__MATERIAL__.

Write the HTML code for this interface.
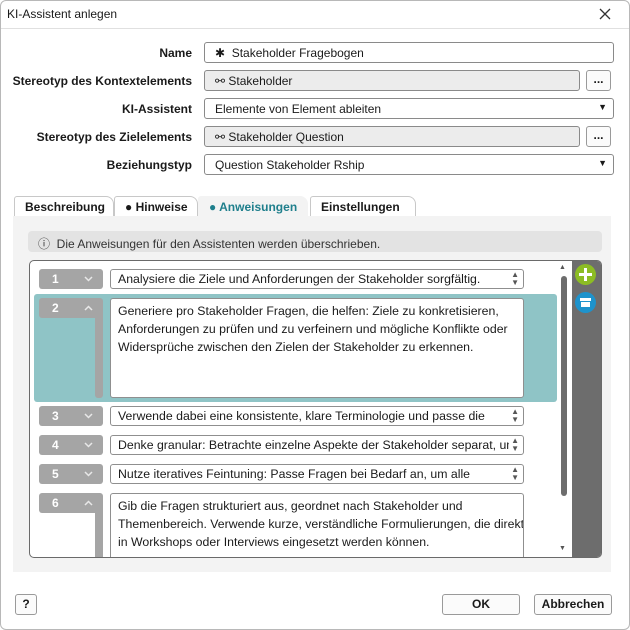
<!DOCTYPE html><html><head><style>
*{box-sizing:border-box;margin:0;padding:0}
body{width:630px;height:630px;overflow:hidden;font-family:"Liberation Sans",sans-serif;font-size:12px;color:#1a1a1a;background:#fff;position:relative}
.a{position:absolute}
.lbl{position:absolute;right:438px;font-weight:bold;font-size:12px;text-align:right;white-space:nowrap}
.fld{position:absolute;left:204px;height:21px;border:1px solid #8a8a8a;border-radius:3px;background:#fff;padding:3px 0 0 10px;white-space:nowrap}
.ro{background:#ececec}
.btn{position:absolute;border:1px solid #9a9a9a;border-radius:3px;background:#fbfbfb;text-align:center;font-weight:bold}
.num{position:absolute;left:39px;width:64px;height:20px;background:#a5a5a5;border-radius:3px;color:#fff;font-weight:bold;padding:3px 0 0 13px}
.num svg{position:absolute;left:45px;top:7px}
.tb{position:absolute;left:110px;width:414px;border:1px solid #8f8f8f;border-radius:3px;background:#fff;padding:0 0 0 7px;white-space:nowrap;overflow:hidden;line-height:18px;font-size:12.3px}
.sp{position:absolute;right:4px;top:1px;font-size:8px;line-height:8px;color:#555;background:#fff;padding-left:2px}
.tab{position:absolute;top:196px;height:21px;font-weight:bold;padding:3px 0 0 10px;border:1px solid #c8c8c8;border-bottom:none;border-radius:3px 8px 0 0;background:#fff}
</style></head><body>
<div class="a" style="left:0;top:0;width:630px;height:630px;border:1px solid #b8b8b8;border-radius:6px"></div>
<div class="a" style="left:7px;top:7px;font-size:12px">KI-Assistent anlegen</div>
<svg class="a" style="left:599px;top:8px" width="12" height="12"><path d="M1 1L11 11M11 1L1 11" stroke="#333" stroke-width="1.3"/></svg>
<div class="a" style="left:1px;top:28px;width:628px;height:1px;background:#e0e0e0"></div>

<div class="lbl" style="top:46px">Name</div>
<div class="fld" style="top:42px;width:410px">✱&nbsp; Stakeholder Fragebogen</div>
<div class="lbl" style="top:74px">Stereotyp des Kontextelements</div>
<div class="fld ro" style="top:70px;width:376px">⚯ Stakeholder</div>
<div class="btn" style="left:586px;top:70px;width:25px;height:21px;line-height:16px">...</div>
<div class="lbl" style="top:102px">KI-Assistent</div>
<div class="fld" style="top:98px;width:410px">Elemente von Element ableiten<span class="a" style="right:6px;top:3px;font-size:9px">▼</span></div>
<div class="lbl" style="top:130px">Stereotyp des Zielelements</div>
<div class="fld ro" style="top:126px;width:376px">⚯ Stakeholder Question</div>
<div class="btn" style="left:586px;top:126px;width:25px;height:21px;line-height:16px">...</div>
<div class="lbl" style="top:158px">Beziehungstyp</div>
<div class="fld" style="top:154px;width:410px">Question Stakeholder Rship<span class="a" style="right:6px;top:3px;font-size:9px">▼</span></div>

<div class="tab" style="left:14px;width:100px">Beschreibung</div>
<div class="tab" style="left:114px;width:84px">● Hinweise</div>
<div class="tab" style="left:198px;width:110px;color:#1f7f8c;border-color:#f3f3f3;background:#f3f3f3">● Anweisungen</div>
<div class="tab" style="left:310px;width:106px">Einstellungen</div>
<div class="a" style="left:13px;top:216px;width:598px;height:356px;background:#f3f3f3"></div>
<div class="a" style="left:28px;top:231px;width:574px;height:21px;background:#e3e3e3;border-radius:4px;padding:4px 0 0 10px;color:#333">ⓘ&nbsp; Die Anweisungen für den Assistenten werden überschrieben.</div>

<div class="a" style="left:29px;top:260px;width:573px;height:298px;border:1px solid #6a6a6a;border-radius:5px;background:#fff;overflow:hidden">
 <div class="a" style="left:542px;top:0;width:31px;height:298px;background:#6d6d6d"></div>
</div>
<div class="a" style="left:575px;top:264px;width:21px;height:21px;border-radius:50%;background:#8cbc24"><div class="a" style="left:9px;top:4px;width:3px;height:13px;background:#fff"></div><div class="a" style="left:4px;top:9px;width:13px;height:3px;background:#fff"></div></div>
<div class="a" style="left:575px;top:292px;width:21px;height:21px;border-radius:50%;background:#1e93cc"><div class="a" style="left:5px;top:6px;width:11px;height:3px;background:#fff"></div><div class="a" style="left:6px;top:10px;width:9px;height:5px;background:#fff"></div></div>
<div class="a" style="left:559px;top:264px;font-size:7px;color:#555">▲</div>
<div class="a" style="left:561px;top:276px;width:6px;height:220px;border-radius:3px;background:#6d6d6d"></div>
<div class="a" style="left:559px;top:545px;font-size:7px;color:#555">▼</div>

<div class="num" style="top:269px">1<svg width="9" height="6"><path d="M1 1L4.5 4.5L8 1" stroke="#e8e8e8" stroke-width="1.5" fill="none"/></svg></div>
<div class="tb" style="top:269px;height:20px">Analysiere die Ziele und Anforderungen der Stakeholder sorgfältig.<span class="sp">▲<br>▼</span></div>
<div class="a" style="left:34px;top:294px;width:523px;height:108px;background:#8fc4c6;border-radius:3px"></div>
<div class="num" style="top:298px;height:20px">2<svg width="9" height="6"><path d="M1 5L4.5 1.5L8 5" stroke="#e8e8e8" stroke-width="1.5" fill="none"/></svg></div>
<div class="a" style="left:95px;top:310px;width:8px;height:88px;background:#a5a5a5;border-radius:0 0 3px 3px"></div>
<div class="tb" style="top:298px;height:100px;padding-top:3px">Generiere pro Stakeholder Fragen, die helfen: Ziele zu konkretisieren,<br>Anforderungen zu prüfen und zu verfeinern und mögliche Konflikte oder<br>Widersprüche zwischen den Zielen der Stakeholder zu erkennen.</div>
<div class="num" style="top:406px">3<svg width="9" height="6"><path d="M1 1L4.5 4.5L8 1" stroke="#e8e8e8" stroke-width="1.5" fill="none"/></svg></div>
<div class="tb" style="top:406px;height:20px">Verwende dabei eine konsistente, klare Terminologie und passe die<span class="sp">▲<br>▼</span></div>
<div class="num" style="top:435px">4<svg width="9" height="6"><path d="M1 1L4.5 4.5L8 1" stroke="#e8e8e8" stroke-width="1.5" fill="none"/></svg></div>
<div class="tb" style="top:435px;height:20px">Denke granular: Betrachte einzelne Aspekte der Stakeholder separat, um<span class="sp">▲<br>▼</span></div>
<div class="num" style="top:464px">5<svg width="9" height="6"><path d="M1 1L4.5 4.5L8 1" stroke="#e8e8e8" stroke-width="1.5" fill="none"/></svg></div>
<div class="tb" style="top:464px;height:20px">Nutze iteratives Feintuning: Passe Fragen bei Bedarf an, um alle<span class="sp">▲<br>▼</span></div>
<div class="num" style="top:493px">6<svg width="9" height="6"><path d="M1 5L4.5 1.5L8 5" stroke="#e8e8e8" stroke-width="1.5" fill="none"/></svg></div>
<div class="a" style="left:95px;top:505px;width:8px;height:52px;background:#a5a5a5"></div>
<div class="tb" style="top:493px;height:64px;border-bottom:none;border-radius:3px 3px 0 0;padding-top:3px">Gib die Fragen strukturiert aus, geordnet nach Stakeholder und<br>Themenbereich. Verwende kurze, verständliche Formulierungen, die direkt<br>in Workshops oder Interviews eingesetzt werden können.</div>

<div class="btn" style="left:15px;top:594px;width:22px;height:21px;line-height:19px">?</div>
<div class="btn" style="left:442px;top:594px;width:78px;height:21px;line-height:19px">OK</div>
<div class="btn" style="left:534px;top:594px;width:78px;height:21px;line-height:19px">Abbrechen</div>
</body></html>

__TASK TO COMPLETE__.
Copy each line above precisely, dropping the pictures.

__FINISHED ANSWER__.
Write the HTML code for this interface.
<!DOCTYPE html><html><head><style>
*{box-sizing:border-box;margin:0;padding:0}
body{width:630px;height:630px;overflow:hidden;font-family:"Liberation Sans",sans-serif;font-size:12px;color:#1a1a1a;background:#fff;position:relative}
.a{position:absolute}
.lbl{position:absolute;right:438px;font-weight:bold;font-size:12px;text-align:right;white-space:nowrap}
.fld{position:absolute;left:204px;height:21px;border:1px solid #8a8a8a;border-radius:3px;background:#fff;padding:3px 0 0 10px;white-space:nowrap}
.ro{background:#ececec}
.btn{position:absolute;border:1px solid #9a9a9a;border-radius:3px;background:#fbfbfb;text-align:center;font-weight:bold}
.num{position:absolute;left:39px;width:64px;height:20px;background:#a5a5a5;border-radius:3px;color:#fff;font-weight:bold;padding:3px 0 0 13px}
.num svg{position:absolute;left:45px;top:7px}
.tb{position:absolute;left:110px;width:414px;border:1px solid #8f8f8f;border-radius:3px;background:#fff;padding:0 0 0 7px;white-space:nowrap;overflow:hidden;line-height:18px;font-size:12.3px}
.sp{position:absolute;right:4px;top:1px;font-size:8px;line-height:8px;color:#555;background:#fff;padding-left:2px}
.tab{position:absolute;top:196px;height:21px;font-weight:bold;padding:3px 0 0 10px;border:1px solid #c8c8c8;border-bottom:none;border-radius:3px 8px 0 0;background:#fff}
</style></head><body>
<div class="a" style="left:0;top:0;width:630px;height:630px;border:1px solid #b8b8b8;border-radius:6px"></div>
<div class="a" style="left:7px;top:7px;font-size:12px">KI-Assistent anlegen</div>
<svg class="a" style="left:599px;top:8px" width="12" height="12"><path d="M1 1L11 11M11 1L1 11" stroke="#333" stroke-width="1.3"/></svg>
<div class="a" style="left:1px;top:28px;width:628px;height:1px;background:#e0e0e0"></div>

<div class="lbl" style="top:46px">Name</div>
<div class="fld" style="top:42px;width:410px">✱&nbsp; Stakeholder Fragebogen</div>
<div class="lbl" style="top:74px">Stereotyp des Kontextelements</div>
<div class="fld ro" style="top:70px;width:376px">⚯ Stakeholder</div>
<div class="btn" style="left:586px;top:70px;width:25px;height:21px;line-height:16px">...</div>
<div class="lbl" style="top:102px">KI-Assistent</div>
<div class="fld" style="top:98px;width:410px">Elemente von Element ableiten<span class="a" style="right:6px;top:3px;font-size:9px">▼</span></div>
<div class="lbl" style="top:130px">Stereotyp des Zielelements</div>
<div class="fld ro" style="top:126px;width:376px">⚯ Stakeholder Question</div>
<div class="btn" style="left:586px;top:126px;width:25px;height:21px;line-height:16px">...</div>
<div class="lbl" style="top:158px">Beziehungstyp</div>
<div class="fld" style="top:154px;width:410px">Question Stakeholder Rship<span class="a" style="right:6px;top:3px;font-size:9px">▼</span></div>

<div class="tab" style="left:14px;width:100px">Beschreibung</div>
<div class="tab" style="left:114px;width:84px">● Hinweise</div>
<div class="tab" style="left:198px;width:110px;color:#1f7f8c;border-color:#f3f3f3;background:#f3f3f3">● Anweisungen</div>
<div class="tab" style="left:310px;width:106px">Einstellungen</div>
<div class="a" style="left:13px;top:216px;width:598px;height:356px;background:#f3f3f3"></div>
<div class="a" style="left:28px;top:231px;width:574px;height:21px;background:#e3e3e3;border-radius:4px;padding:4px 0 0 10px;color:#333">ⓘ&nbsp; Die Anweisungen für den Assistenten werden überschrieben.</div>

<div class="a" style="left:29px;top:260px;width:573px;height:298px;border:1px solid #6a6a6a;border-radius:5px;background:#fff;overflow:hidden">
 <div class="a" style="left:542px;top:0;width:31px;height:298px;background:#6d6d6d"></div>
</div>
<div class="a" style="left:575px;top:264px;width:21px;height:21px;border-radius:50%;background:#8cbc24"><div class="a" style="left:9px;top:4px;width:3px;height:13px;background:#fff"></div><div class="a" style="left:4px;top:9px;width:13px;height:3px;background:#fff"></div></div>
<div class="a" style="left:575px;top:292px;width:21px;height:21px;border-radius:50%;background:#1e93cc"><div class="a" style="left:5px;top:6px;width:11px;height:3px;background:#fff"></div><div class="a" style="left:6px;top:10px;width:9px;height:5px;background:#fff"></div></div>
<div class="a" style="left:559px;top:264px;font-size:7px;color:#555">▲</div>
<div class="a" style="left:561px;top:276px;width:6px;height:220px;border-radius:3px;background:#6d6d6d"></div>
<div class="a" style="left:559px;top:545px;font-size:7px;color:#555">▼</div>

<div class="num" style="top:269px">1<svg width="9" height="6"><path d="M1 1L4.5 4.5L8 1" stroke="#e8e8e8" stroke-width="1.5" fill="none"/></svg></div>
<div class="tb" style="top:269px;height:20px">Analysiere die Ziele und Anforderungen der Stakeholder sorgfältig.<span class="sp">▲<br>▼</span></div>
<div class="a" style="left:34px;top:294px;width:523px;height:108px;background:#8fc4c6;border-radius:3px"></div>
<div class="num" style="top:298px;height:20px">2<svg width="9" height="6"><path d="M1 5L4.5 1.5L8 5" stroke="#e8e8e8" stroke-width="1.5" fill="none"/></svg></div>
<div class="a" style="left:95px;top:310px;width:8px;height:88px;background:#a5a5a5;border-radius:0 0 3px 3px"></div>
<div class="tb" style="top:298px;height:100px;padding-top:3px">Generiere pro Stakeholder Fragen, die helfen: Ziele zu konkretisieren,<br>Anforderungen zu prüfen und zu verfeinern und mögliche Konflikte oder<br>Widersprüche zwischen den Zielen der Stakeholder zu erkennen.</div>
<div class="num" style="top:406px">3<svg width="9" height="6"><path d="M1 1L4.5 4.5L8 1" stroke="#e8e8e8" stroke-width="1.5" fill="none"/></svg></div>
<div class="tb" style="top:406px;height:20px">Verwende dabei eine konsistente, klare Terminologie und passe die<span class="sp">▲<br>▼</span></div>
<div class="num" style="top:435px">4<svg width="9" height="6"><path d="M1 1L4.5 4.5L8 1" stroke="#e8e8e8" stroke-width="1.5" fill="none"/></svg></div>
<div class="tb" style="top:435px;height:20px">Denke granular: Betrachte einzelne Aspekte der Stakeholder separat, um<span class="sp">▲<br>▼</span></div>
<div class="num" style="top:464px">5<svg width="9" height="6"><path d="M1 1L4.5 4.5L8 1" stroke="#e8e8e8" stroke-width="1.5" fill="none"/></svg></div>
<div class="tb" style="top:464px;height:20px">Nutze iteratives Feintuning: Passe Fragen bei Bedarf an, um alle<span class="sp">▲<br>▼</span></div>
<div class="num" style="top:493px">6<svg width="9" height="6"><path d="M1 5L4.5 1.5L8 5" stroke="#e8e8e8" stroke-width="1.5" fill="none"/></svg></div>
<div class="a" style="left:95px;top:505px;width:8px;height:52px;background:#a5a5a5"></div>
<div class="tb" style="top:493px;height:64px;border-bottom:none;border-radius:3px 3px 0 0;padding-top:3px">Gib die Fragen strukturiert aus, geordnet nach Stakeholder und<br>Themenbereich. Verwende kurze, verständliche Formulierungen, die direkt<br>in Workshops oder Interviews eingesetzt werden können.</div>

<div class="btn" style="left:15px;top:594px;width:22px;height:21px;line-height:19px">?</div>
<div class="btn" style="left:442px;top:594px;width:78px;height:21px;line-height:19px">OK</div>
<div class="btn" style="left:534px;top:594px;width:78px;height:21px;line-height:19px">Abbrechen</div>
</body></html>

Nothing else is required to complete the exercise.